The impact of our work to date
Since it’s only a year since we won our bronze institutional Athena SWAN award and began to implement our Action Plan, it is probably a little early to make claims for the impact of our work. However, perhaps we can take some credit for the following:
- Edinburgh Napier journalism graduate Gina Davidson won the Gender Equality Award at the Write to end violence against women awards 2015 for the piece she wrote after attending the 50th anniversary dinner.
- In October 2015 the University of Central Lancashire announced that it had launched a networking group for women. This draws inspiration from the Connect network at Edinburgh Napier.

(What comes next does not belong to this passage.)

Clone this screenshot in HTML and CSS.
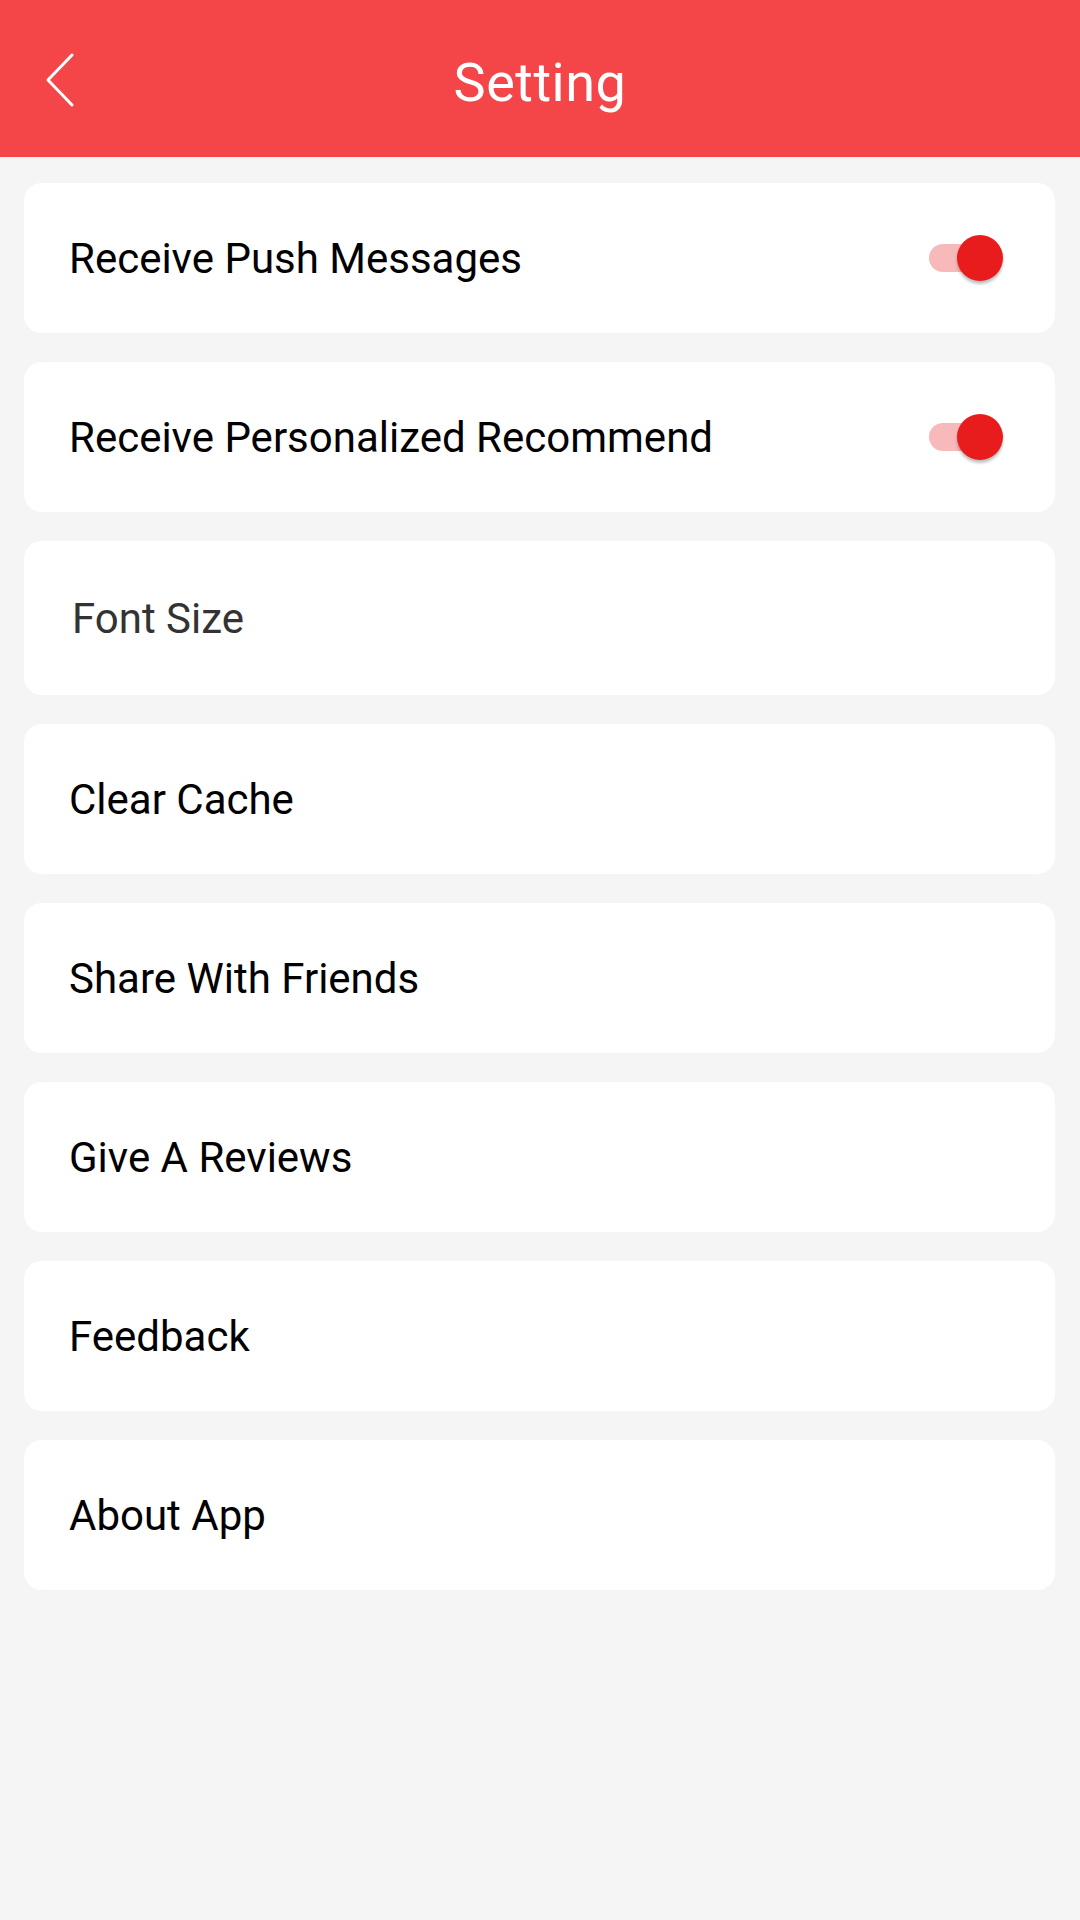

- Changes made to policy and guidelines prompted by our Athena SWAN Action plan are now evident. For example, a recent call for new members of Court included mention of gender diversity in its composition. This is a result of the completion of Action 11C Review University policy on committee membership representation and implement changes where appropriate (see p. 67 of the submission document).
- One of our female PhD students who attended media training organised by the SAT with Equate Scotland in October 2015 won the best presentation award (as well as best paper) at an international conference in January 2016.
- We have been approached by a number of other institutions to help advise on their work towards Athena SWAN accreditation.
In the future it would also be good to know whether my participation in today’s webinar, and the writing this blog post, has helped inspire Australian institutions in their Athena SWAN work.